***** Recorded information *****

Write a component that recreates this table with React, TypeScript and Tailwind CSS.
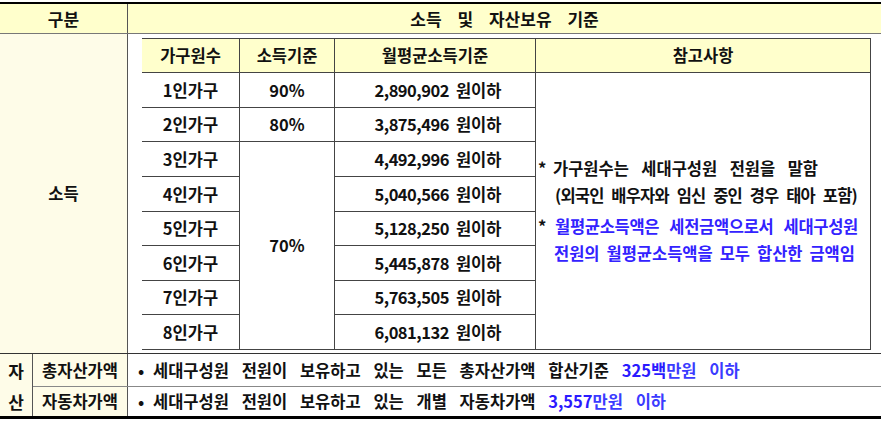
import React from "react";

const rows = [
  { n: "1인가구", p: "90%", v: "2,890,902" },
  { n: "2인가구", p: "80%", v: "3,875,496" },
  { n: "3인가구", p: "70%", v: "4,492,996" },
  { n: "4인가구", p: null, v: "5,040,566" },
  { n: "5인가구", p: null, v: "5,128,250" },
  { n: "6인가구", p: null, v: "5,445,878" },
  { n: "7인가구", p: null, v: "5,763,505" },
  { n: "8인가구", p: null, v: "6,081,132" },
];

function Line({ words, w, cls = "" }: { words: string[]; w: string; cls?: string }) {
  return (
    <div className={`flex justify-between ${w} ${cls}`}>
      {words.map((x, i) => (
        <span key={i}>{x}</span>
      ))}
    </div>
  );
}

export default function App() {
  return (
    <div className="w-[884px] h-[422px] bg-white pt-[2px] font-['Noto_Sans_CJK_KR',sans-serif] font-bold text-[#111]">
      <div className="w-[881px] border-t-2 border-b-[3px] border-black">
        {/* header */}
        <div className="flex h-[30px] bg-[#ffffcc] border-b border-[#777]">
          <div className="w-[128px] border-r border-[#555] flex items-center justify-center text-[17px]">구분</div>
          <div className="flex-1 flex items-center justify-center text-[17px] [word-spacing:12px]">
            소득 및 자산보유 기준
          </div>
        </div>
        {/* income */}
        <div className="flex h-[320px] border-b border-[#333]">
          <div className="w-[128px] bg-[#fefce8] border-r border-[#555] flex items-center justify-center text-[16.5px]">
            소득
          </div>
          <div className="flex-1 pt-[4px] pl-[14px] pr-[10px]">
            <div className="grid grid-cols-[98px_95px_201px_335px] grid-rows-[34px_35px_34px_35px_35px_34px_35px_34px_35px] border-t border-[#444] text-[16.5px]">
              <div className="bg-[#ffffcc] border-b border-r border-[#444] flex items-center justify-center">가구원수</div>
              <div className="bg-[#ffffcc] border-b border-r border-[#444] flex items-center justify-center">소득기준</div>
              <div className="bg-[#ffffcc] border-b border-r border-[#444] flex items-center justify-center">월평균소득기준</div>
              <div className="bg-[#ffffcc] border-b border-r border-[#444] flex items-center justify-center">참고사항</div>
              {rows.map((r, i) => (
                <React.Fragment key={i}>
                  <div className="border-b border-r border-[#444] flex items-center justify-center">{r.n}</div>
                  {i < 2 && (
                    <div className="border-b border-r border-[#444] flex items-center justify-center">{r.p}</div>
                  )}
                  {i === 2 && (
                    <div className="row-span-6 border-b border-r border-[#444] flex items-center justify-center">{r.p}</div>
                  )}
                  <div className="col-start-3 border-b border-r border-[#444] flex items-center justify-center pl-[6px]">
                    <span className="tracking-[-0.5px]">{r.v}</span>
                    <span className="ml-[7px]">원이하</span>
                  </div>
                  {i === 0 && (
                    <div className="row-span-8 border-b border-r border-[#444] flex flex-col justify-center pl-[2px] leading-[27px]">
                      <div className="flex">
                        <span className="w-[15px]">*</span>
                        <div>
                          <Line words={["가구원수는", "세대구성원", "전원을", "말함"]} w="w-[265px]" />
                          <Line
                            words={["(외국인", "배우자와", "임신", "중인", "경우", "태아", "포함)"]}
                            w="w-[302px]"
                            cls="ml-[2px] tracking-[-0.8px]"
                          />
                        </div>
                      </div>
                      <div className="flex mt-[4px]">
                        <span className="w-[15px]">*</span>
                        <div className="text-[#3322ff]">
                          <Line words={["월평균소득액은", "세전금액으로서", "세대구성원"]} w="w-[303px]" cls="ml-[2px] tracking-[-0.3px]" />
                          <Line words={["전원의", "월평균소득액을", "모두", "합산한", "금액임"]} w="w-[301px]" cls="ml-[1px]" />
                        </div>
                      </div>
                    </div>
                  )}
                </React.Fragment>
              ))}
            </div>
          </div>
        </div>
        {/* assets */}
        <div className="flex h-[62px] text-[16.5px]">
          <div className="w-[33px] bg-[#fefce8] border-r border-[#555] flex flex-col">
            <div className="h-[33px] flex items-center justify-center text-[17px]">자</div>
            <div className="h-[29px] flex items-center justify-center text-[17px]">산</div>
          </div>
          <div className="flex-1 flex flex-col">
            <div className="h-[33px] flex border-b border-[#888]">
              <div className="w-[95px] bg-[#fefce8] border-r border-[#555] flex items-center justify-center">
                총자산가액
              </div>
              <div className="flex-1 flex items-center pl-[10px] [word-spacing:9px]">
                <span className="w-[15px]">•</span>
                <span>
                  세대구성원 전원이 보유하고 있는 모든 총자산가액 합산기준{" "}
                  <span className="text-[#2a1aff]">325백</span>
                  <span className="text-[#3b3bff]">만원 이하</span>
                </span>
              </div>
            </div>
            <div className="h-[29px] flex">
              <div className="w-[95px] bg-[#fefce8] border-r border-[#555] flex items-center justify-center">
                자동차가액
              </div>
              <div className="flex-1 flex items-center pl-[10px] [word-spacing:9px]">
                <span className="w-[15px]">•</span>
                <span>
                  세대구성원 전원이 보유하고 있는 개별 자동차가액{" "}
                  <span className="text-[#2a1aff]">3,557</span>
                  <span className="text-[#3b3bff]">만원 이하</span>
                </span>
              </div>
            </div>
          </div>
        </div>
      </div>
    </div>
  );
}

*****

| What the task asks |
Do not copy the pictures, but repeat every line exactly.

| Solved exercise |
Write a component that recreates this table with React, TypeScript and Tailwind CSS.
import React from "react";

const rows = [
  { n: "1인가구", p: "90%", v: "2,890,902" },
  { n: "2인가구", p: "80%", v: "3,875,496" },
  { n: "3인가구", p: "70%", v: "4,492,996" },
  { n: "4인가구", p: null, v: "5,040,566" },
  { n: "5인가구", p: null, v: "5,128,250" },
  { n: "6인가구", p: null, v: "5,445,878" },
  { n: "7인가구", p: null, v: "5,763,505" },
  { n: "8인가구", p: null, v: "6,081,132" },
];

function Line({ words, w, cls = "" }: { words: string[]; w: string; cls?: string }) {
  return (
    <div className={`flex justify-between ${w} ${cls}`}>
      {words.map((x, i) => (
        <span key={i}>{x}</span>
      ))}
    </div>
  );
}

export default function App() {
  return (
    <div className="w-[884px] h-[422px] bg-white pt-[2px] font-['Noto_Sans_CJK_KR',sans-serif] font-bold text-[#111]">
      <div className="w-[881px] border-t-2 border-b-[3px] border-black">
        {/* header */}
        <div className="flex h-[30px] bg-[#ffffcc] border-b border-[#777]">
          <div className="w-[128px] border-r border-[#555] flex items-center justify-center text-[17px]">구분</div>
          <div className="flex-1 flex items-center justify-center text-[17px] [word-spacing:12px]">
            소득 및 자산보유 기준
          </div>
        </div>
        {/* income */}
        <div className="flex h-[320px] border-b border-[#333]">
          <div className="w-[128px] bg-[#fefce8] border-r border-[#555] flex items-center justify-center text-[16.5px]">
            소득
          </div>
          <div className="flex-1 pt-[4px] pl-[14px] pr-[10px]">
            <div className="grid grid-cols-[98px_95px_201px_335px] grid-rows-[34px_35px_34px_35px_35px_34px_35px_34px_35px] border-t border-[#444] text-[16.5px]">
              <div className="bg-[#ffffcc] border-b border-r border-[#444] flex items-center justify-center">가구원수</div>
              <div className="bg-[#ffffcc] border-b border-r border-[#444] flex items-center justify-center">소득기준</div>
              <div className="bg-[#ffffcc] border-b border-r border-[#444] flex items-center justify-center">월평균소득기준</div>
              <div className="bg-[#ffffcc] border-b border-r border-[#444] flex items-center justify-center">참고사항</div>
              {rows.map((r, i) => (
                <React.Fragment key={i}>
                  <div className="border-b border-r border-[#444] flex items-center justify-center">{r.n}</div>
                  {i < 2 && (
                    <div className="border-b border-r border-[#444] flex items-center justify-center">{r.p}</div>
                  )}
                  {i === 2 && (
                    <div className="row-span-6 border-b border-r border-[#444] flex items-center justify-center">{r.p}</div>
                  )}
                  <div className="col-start-3 border-b border-r border-[#444] flex items-center justify-center pl-[6px]">
                    <span className="tracking-[-0.5px]">{r.v}</span>
                    <span className="ml-[7px]">원이하</span>
                  </div>
                  {i === 0 && (
                    <div className="row-span-8 border-b border-r border-[#444] flex flex-col justify-center pl-[2px] leading-[27px]">
                      <div className="flex">
                        <span className="w-[15px]">*</span>
                        <div>
                          <Line words={["가구원수는", "세대구성원", "전원을", "말함"]} w="w-[265px]" />
                          <Line
                            words={["(외국인", "배우자와", "임신", "중인", "경우", "태아", "포함)"]}
                            w="w-[302px]"
                            cls="ml-[2px] tracking-[-0.8px]"
                          />
                        </div>
                      </div>
                      <div className="flex mt-[4px]">
                        <span className="w-[15px]">*</span>
                        <div className="text-[#3322ff]">
                          <Line words={["월평균소득액은", "세전금액으로서", "세대구성원"]} w="w-[303px]" cls="ml-[2px] tracking-[-0.3px]" />
                          <Line words={["전원의", "월평균소득액을", "모두", "합산한", "금액임"]} w="w-[301px]" cls="ml-[1px]" />
                        </div>
                      </div>
                    </div>
                  )}
                </React.Fragment>
              ))}
            </div>
          </div>
        </div>
        {/* assets */}
        <div className="flex h-[62px] text-[16.5px]">
          <div className="w-[33px] bg-[#fefce8] border-r border-[#555] flex flex-col">
            <div className="h-[33px] flex items-center justify-center text-[17px]">자</div>
            <div className="h-[29px] flex items-center justify-center text-[17px]">산</div>
          </div>
          <div className="flex-1 flex flex-col">
            <div className="h-[33px] flex border-b border-[#888]">
              <div className="w-[95px] bg-[#fefce8] border-r border-[#555] flex items-center justify-center">
                총자산가액
              </div>
              <div className="flex-1 flex items-center pl-[10px] [word-spacing:9px]">
                <span className="w-[15px]">•</span>
                <span>
                  세대구성원 전원이 보유하고 있는 모든 총자산가액 합산기준{" "}
                  <span className="text-[#2a1aff]">325백</span>
                  <span className="text-[#3b3bff]">만원 이하</span>
                </span>
              </div>
            </div>
            <div className="h-[29px] flex">
              <div className="w-[95px] bg-[#fefce8] border-r border-[#555] flex items-center justify-center">
                자동차가액
              </div>
              <div className="flex-1 flex items-center pl-[10px] [word-spacing:9px]">
                <span className="w-[15px]">•</span>
                <span>
                  세대구성원 전원이 보유하고 있는 개별 자동차가액{" "}
                  <span className="text-[#2a1aff]">3,557</span>
                  <span className="text-[#3b3bff]">만원 이하</span>
                </span>
              </div>
            </div>
          </div>
        </div>
      </div>
    </div>
  );
}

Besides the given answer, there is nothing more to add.